### What to produce:
Output the material word for word. Leave each picture out.

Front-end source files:
_ _ _ _ _

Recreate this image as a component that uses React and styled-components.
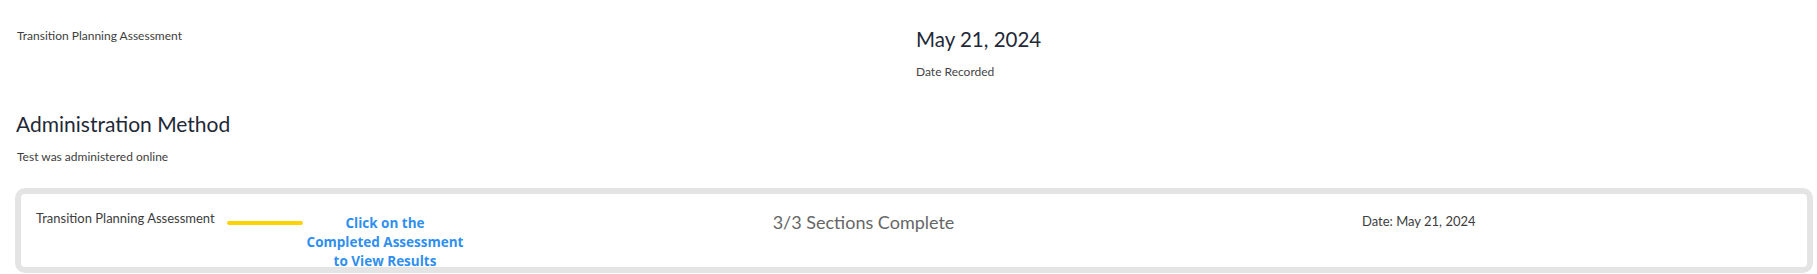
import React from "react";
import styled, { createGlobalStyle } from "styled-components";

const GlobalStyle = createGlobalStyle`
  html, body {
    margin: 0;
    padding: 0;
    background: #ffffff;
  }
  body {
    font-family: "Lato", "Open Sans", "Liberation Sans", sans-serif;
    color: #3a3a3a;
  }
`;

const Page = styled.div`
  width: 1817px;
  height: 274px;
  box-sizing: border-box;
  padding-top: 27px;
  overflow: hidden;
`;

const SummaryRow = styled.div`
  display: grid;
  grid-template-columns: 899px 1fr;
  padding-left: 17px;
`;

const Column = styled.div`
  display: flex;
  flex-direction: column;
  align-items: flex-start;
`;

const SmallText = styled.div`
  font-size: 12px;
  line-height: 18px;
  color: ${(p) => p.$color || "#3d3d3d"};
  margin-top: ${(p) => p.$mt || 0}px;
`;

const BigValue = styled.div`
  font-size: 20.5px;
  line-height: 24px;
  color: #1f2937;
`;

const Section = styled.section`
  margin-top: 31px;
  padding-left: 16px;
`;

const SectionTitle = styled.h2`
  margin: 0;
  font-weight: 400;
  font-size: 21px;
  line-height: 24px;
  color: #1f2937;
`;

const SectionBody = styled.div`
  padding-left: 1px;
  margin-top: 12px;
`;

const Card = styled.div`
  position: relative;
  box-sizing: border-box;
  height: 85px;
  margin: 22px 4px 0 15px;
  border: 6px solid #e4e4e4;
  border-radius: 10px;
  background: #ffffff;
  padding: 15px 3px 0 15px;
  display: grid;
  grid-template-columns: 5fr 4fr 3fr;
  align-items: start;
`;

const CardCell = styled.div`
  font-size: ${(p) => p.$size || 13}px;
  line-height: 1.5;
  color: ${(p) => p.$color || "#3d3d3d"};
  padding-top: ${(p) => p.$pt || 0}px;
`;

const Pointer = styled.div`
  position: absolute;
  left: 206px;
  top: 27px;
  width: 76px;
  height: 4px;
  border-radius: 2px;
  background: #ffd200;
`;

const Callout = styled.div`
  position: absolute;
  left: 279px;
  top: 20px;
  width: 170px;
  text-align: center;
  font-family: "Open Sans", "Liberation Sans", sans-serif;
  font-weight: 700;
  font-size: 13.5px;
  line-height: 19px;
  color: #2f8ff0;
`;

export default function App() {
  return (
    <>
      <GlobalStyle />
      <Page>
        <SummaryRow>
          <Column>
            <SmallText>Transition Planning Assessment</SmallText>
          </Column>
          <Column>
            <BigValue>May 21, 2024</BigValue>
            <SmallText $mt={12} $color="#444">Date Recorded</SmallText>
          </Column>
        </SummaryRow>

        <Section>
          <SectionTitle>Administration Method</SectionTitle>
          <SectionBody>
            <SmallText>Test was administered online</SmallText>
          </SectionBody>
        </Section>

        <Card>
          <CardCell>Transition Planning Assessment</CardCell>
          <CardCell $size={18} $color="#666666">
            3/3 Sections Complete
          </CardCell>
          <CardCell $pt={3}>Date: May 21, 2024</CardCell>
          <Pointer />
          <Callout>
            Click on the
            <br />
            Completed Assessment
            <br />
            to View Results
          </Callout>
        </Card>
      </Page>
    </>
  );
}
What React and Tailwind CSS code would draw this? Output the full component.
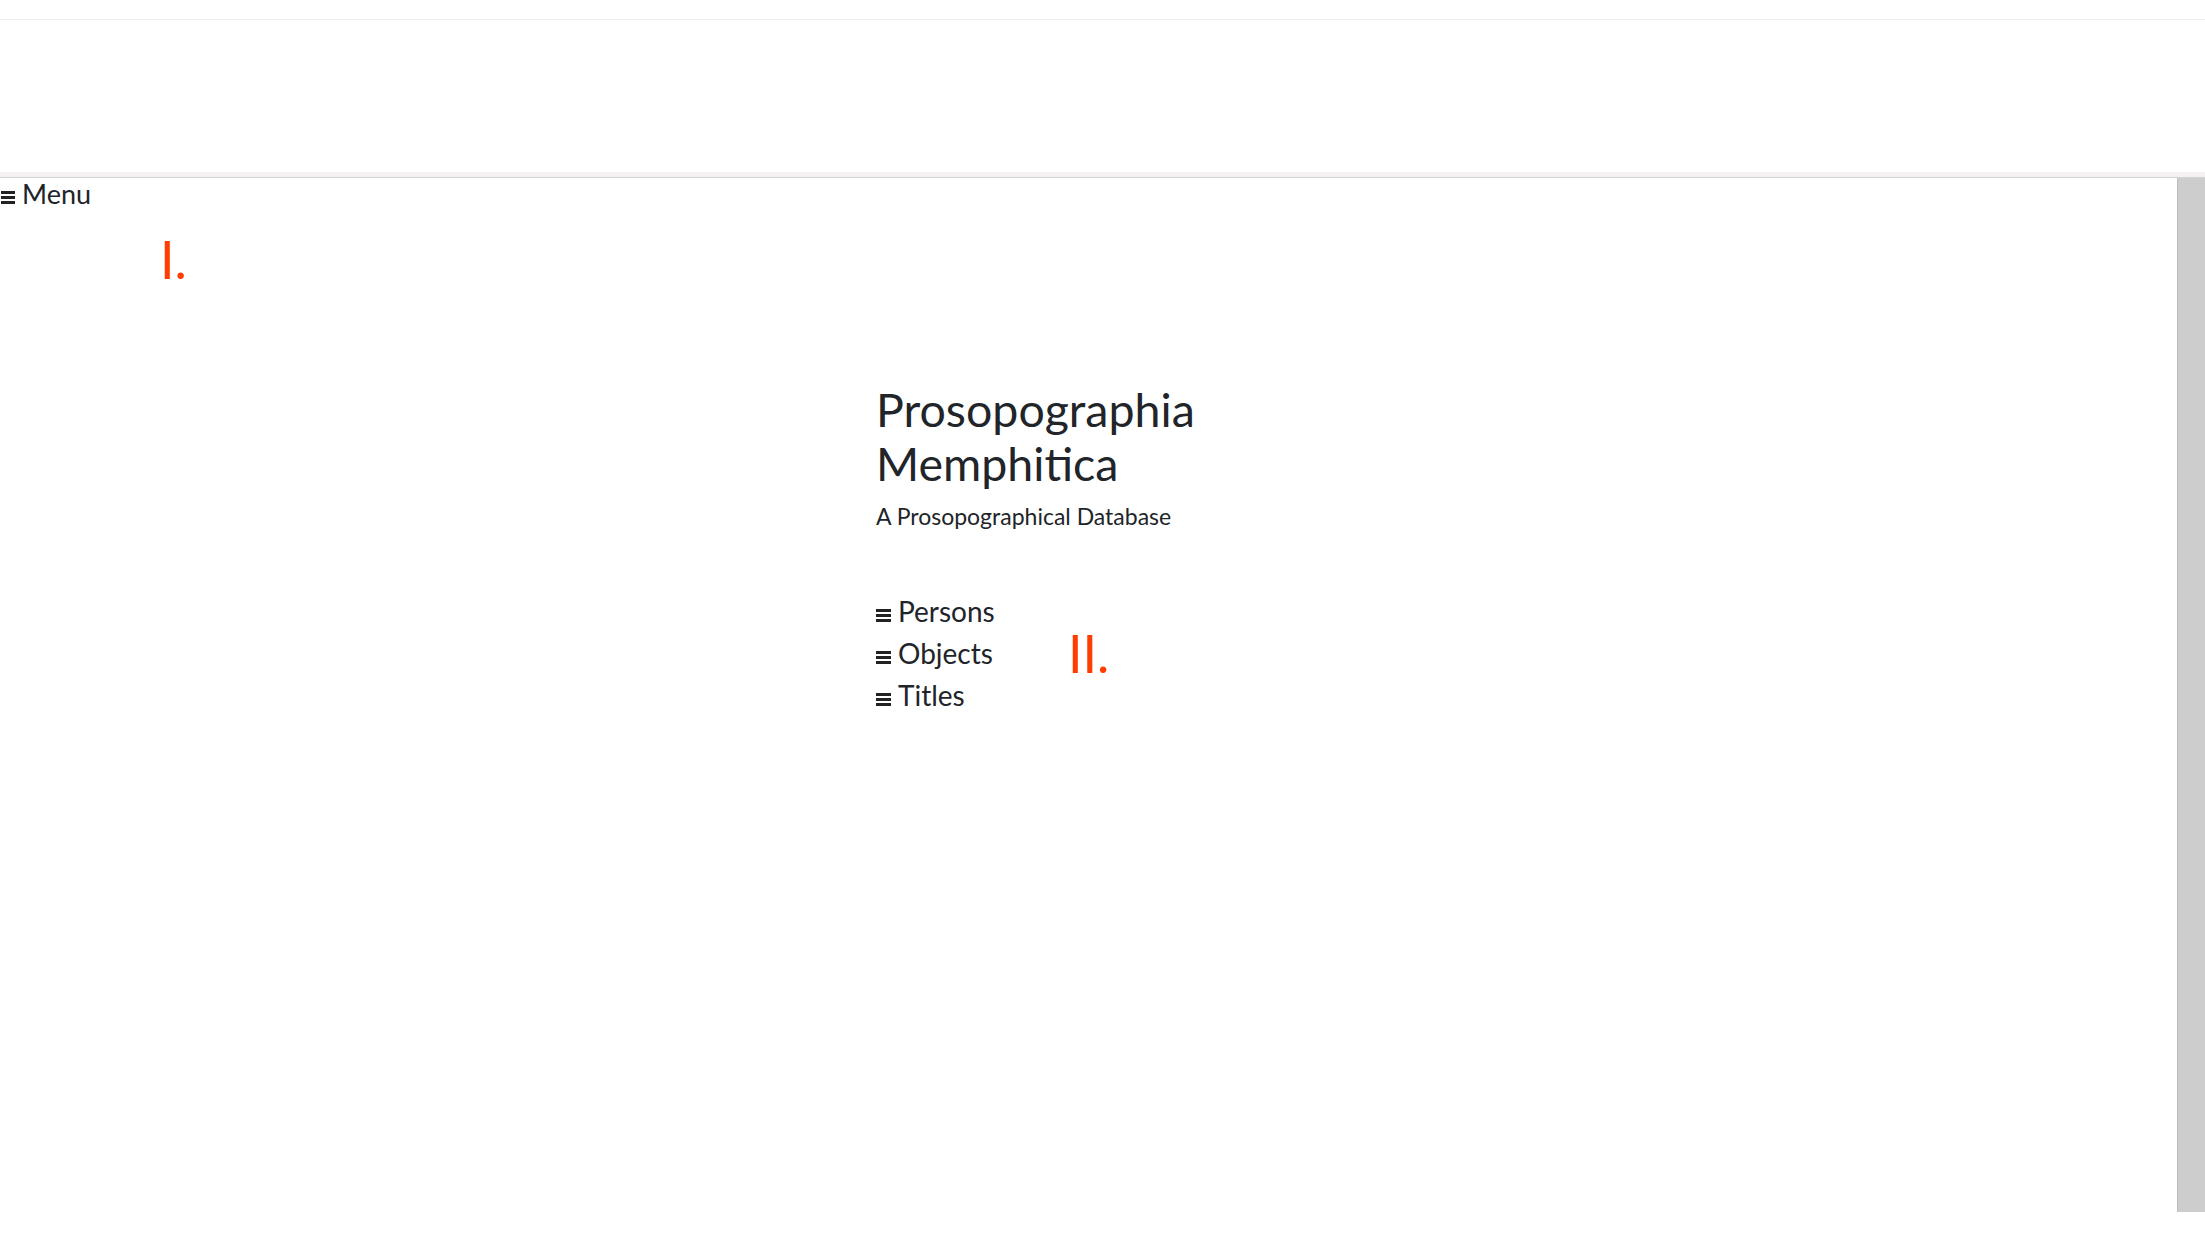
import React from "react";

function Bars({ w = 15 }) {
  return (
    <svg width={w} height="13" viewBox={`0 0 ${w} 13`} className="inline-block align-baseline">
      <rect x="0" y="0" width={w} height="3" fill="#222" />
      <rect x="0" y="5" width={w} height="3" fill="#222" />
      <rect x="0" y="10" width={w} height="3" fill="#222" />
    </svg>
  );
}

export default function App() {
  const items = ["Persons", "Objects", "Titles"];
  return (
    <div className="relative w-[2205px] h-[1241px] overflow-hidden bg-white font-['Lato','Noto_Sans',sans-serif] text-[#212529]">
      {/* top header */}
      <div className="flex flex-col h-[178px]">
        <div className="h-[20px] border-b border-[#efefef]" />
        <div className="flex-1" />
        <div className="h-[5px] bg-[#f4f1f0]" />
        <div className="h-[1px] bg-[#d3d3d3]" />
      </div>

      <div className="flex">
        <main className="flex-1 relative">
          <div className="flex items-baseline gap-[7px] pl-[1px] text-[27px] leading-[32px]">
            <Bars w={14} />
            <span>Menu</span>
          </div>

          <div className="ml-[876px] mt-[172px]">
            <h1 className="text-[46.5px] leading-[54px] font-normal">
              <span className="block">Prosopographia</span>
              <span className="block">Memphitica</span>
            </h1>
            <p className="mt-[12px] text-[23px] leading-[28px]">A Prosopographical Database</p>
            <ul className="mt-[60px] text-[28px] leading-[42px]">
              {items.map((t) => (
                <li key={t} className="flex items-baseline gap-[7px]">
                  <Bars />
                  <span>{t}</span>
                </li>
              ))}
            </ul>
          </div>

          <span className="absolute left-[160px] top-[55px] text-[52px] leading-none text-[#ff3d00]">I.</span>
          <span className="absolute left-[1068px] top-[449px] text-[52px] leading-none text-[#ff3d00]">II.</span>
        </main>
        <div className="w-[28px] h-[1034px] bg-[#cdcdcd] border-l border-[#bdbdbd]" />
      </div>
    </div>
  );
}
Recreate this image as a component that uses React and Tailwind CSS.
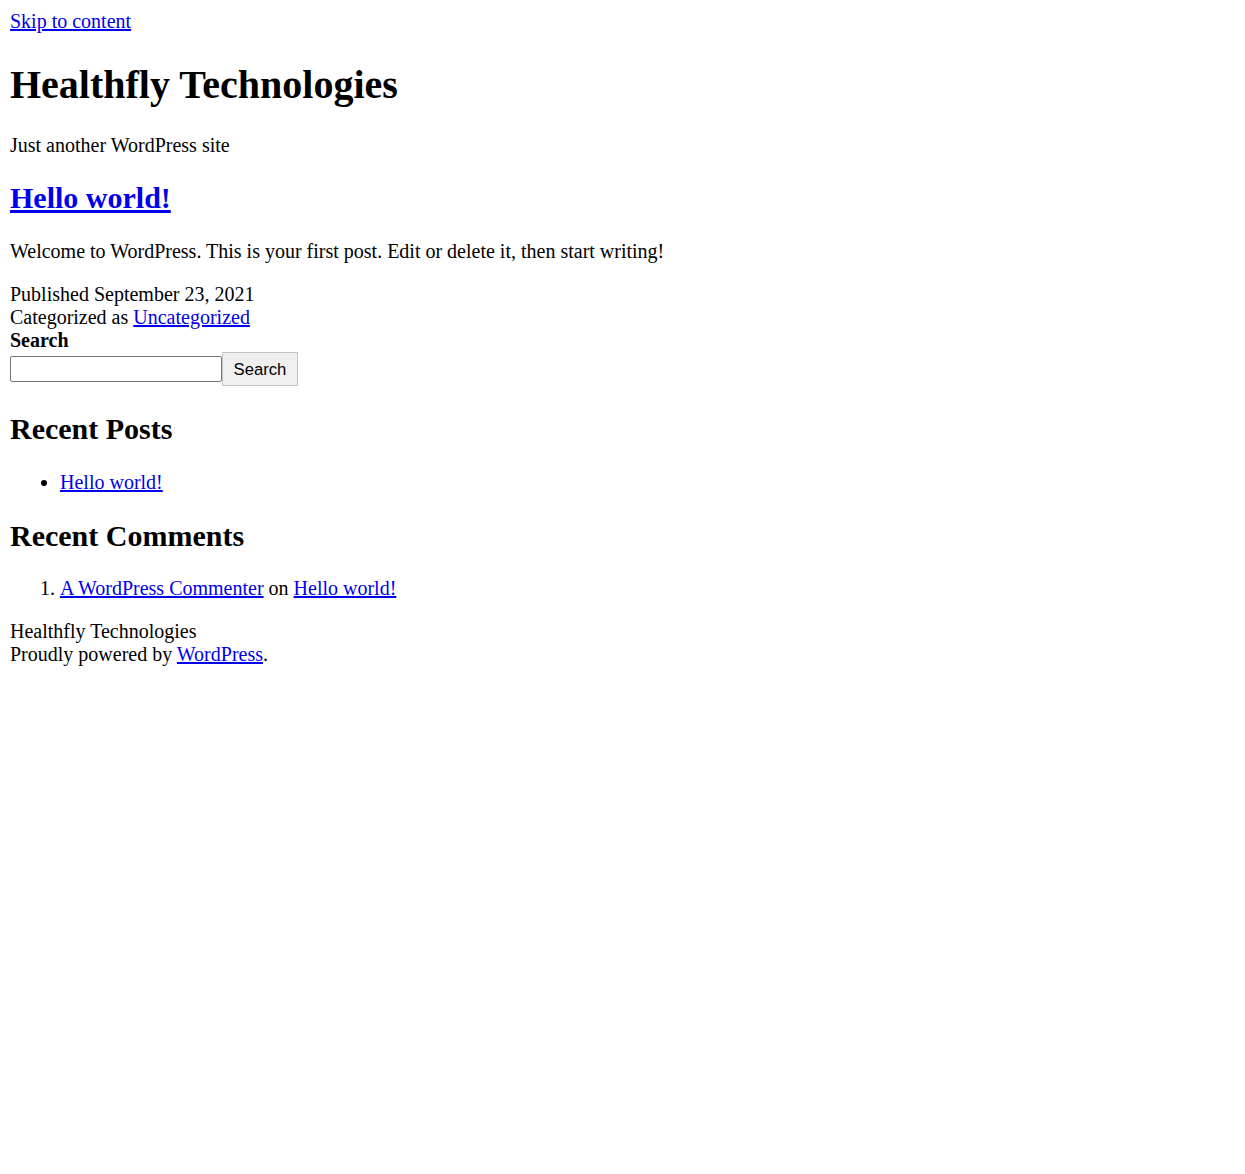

_ _ _ _ _

### Result:
Recreate this image as a component that uses React and styled-components.
import React from "react";
import styled, { createGlobalStyle } from "styled-components";

const GlobalStyle = createGlobalStyle`
  html, body {
    margin: 0;
    padding: 0;
    background: #ffffff;
  }
  body {
    font-family: "Lato", "Open Sans", "Liberation Sans", sans-serif;
    color: #3a3a3a;
  }
`;

const Page = styled.div`
  width: 1817px;
  height: 274px;
  box-sizing: border-box;
  padding-top: 27px;
  overflow: hidden;
`;

const SummaryRow = styled.div`
  display: grid;
  grid-template-columns: 899px 1fr;
  padding-left: 17px;
`;

const Column = styled.div`
  display: flex;
  flex-direction: column;
  align-items: flex-start;
`;

const SmallText = styled.div`
  font-size: 12px;
  line-height: 18px;
  color: ${(p) => p.$color || "#3d3d3d"};
  margin-top: ${(p) => p.$mt || 0}px;
`;

const BigValue = styled.div`
  font-size: 20.5px;
  line-height: 24px;
  color: #1f2937;
`;

const Section = styled.section`
  margin-top: 31px;
  padding-left: 16px;
`;

const SectionTitle = styled.h2`
  margin: 0;
  font-weight: 400;
  font-size: 21px;
  line-height: 24px;
  color: #1f2937;
`;

const SectionBody = styled.div`
  padding-left: 1px;
  margin-top: 12px;
`;

const Card = styled.div`
  position: relative;
  box-sizing: border-box;
  height: 85px;
  margin: 22px 4px 0 15px;
  border: 6px solid #e4e4e4;
  border-radius: 10px;
  background: #ffffff;
  padding: 15px 3px 0 15px;
  display: grid;
  grid-template-columns: 5fr 4fr 3fr;
  align-items: start;
`;

const CardCell = styled.div`
  font-size: ${(p) => p.$size || 13}px;
  line-height: 1.5;
  color: ${(p) => p.$color || "#3d3d3d"};
  padding-top: ${(p) => p.$pt || 0}px;
`;

const Pointer = styled.div`
  position: absolute;
  left: 206px;
  top: 27px;
  width: 76px;
  height: 4px;
  border-radius: 2px;
  background: #ffd200;
`;

const Callout = styled.div`
  position: absolute;
  left: 279px;
  top: 20px;
  width: 170px;
  text-align: center;
  font-family: "Open Sans", "Liberation Sans", sans-serif;
  font-weight: 700;
  font-size: 13.5px;
  line-height: 19px;
  color: #2f8ff0;
`;

export default function App() {
  return (
    <>
      <GlobalStyle />
      <Page>
        <SummaryRow>
          <Column>
            <SmallText>Transition Planning Assessment</SmallText>
          </Column>
          <Column>
            <BigValue>May 21, 2024</BigValue>
            <SmallText $mt={12} $color="#444">Date Recorded</SmallText>
          </Column>
        </SummaryRow>

        <Section>
          <SectionTitle>Administration Method</SectionTitle>
          <SectionBody>
            <SmallText>Test was administered online</SmallText>
          </SectionBody>
        </Section>

        <Card>
          <CardCell>Transition Planning Assessment</CardCell>
          <CardCell $size={18} $color="#666666">
            3/3 Sections Complete
          </CardCell>
          <CardCell $pt={3}>Date: May 21, 2024</CardCell>
          <Pointer />
          <Callout>
            Click on the
            <br />
            Completed Assessment
            <br />
            to View Results
          </Callout>
        </Card>
      </Page>
    </>
  );
}
What React and Tailwind CSS code would draw this? Output the full component.
import React from "react";

function Bars({ w = 15 }) {
  return (
    <svg width={w} height="13" viewBox={`0 0 ${w} 13`} className="inline-block align-baseline">
      <rect x="0" y="0" width={w} height="3" fill="#222" />
      <rect x="0" y="5" width={w} height="3" fill="#222" />
      <rect x="0" y="10" width={w} height="3" fill="#222" />
    </svg>
  );
}

export default function App() {
  const items = ["Persons", "Objects", "Titles"];
  return (
    <div className="relative w-[2205px] h-[1241px] overflow-hidden bg-white font-['Lato','Noto_Sans',sans-serif] text-[#212529]">
      {/* top header */}
      <div className="flex flex-col h-[178px]">
        <div className="h-[20px] border-b border-[#efefef]" />
        <div className="flex-1" />
        <div className="h-[5px] bg-[#f4f1f0]" />
        <div className="h-[1px] bg-[#d3d3d3]" />
      </div>

      <div className="flex">
        <main className="flex-1 relative">
          <div className="flex items-baseline gap-[7px] pl-[1px] text-[27px] leading-[32px]">
            <Bars w={14} />
            <span>Menu</span>
          </div>

          <div className="ml-[876px] mt-[172px]">
            <h1 className="text-[46.5px] leading-[54px] font-normal">
              <span className="block">Prosopographia</span>
              <span className="block">Memphitica</span>
            </h1>
            <p className="mt-[12px] text-[23px] leading-[28px]">A Prosopographical Database</p>
            <ul className="mt-[60px] text-[28px] leading-[42px]">
              {items.map((t) => (
                <li key={t} className="flex items-baseline gap-[7px]">
                  <Bars />
                  <span>{t}</span>
                </li>
              ))}
            </ul>
          </div>

          <span className="absolute left-[160px] top-[55px] text-[52px] leading-none text-[#ff3d00]">I.</span>
          <span className="absolute left-[1068px] top-[449px] text-[52px] leading-none text-[#ff3d00]">II.</span>
        </main>
        <div className="w-[28px] h-[1034px] bg-[#cdcdcd] border-l border-[#bdbdbd]" />
      </div>
    </div>
  );
}
Recreate this image as a component that uses React and Tailwind CSS.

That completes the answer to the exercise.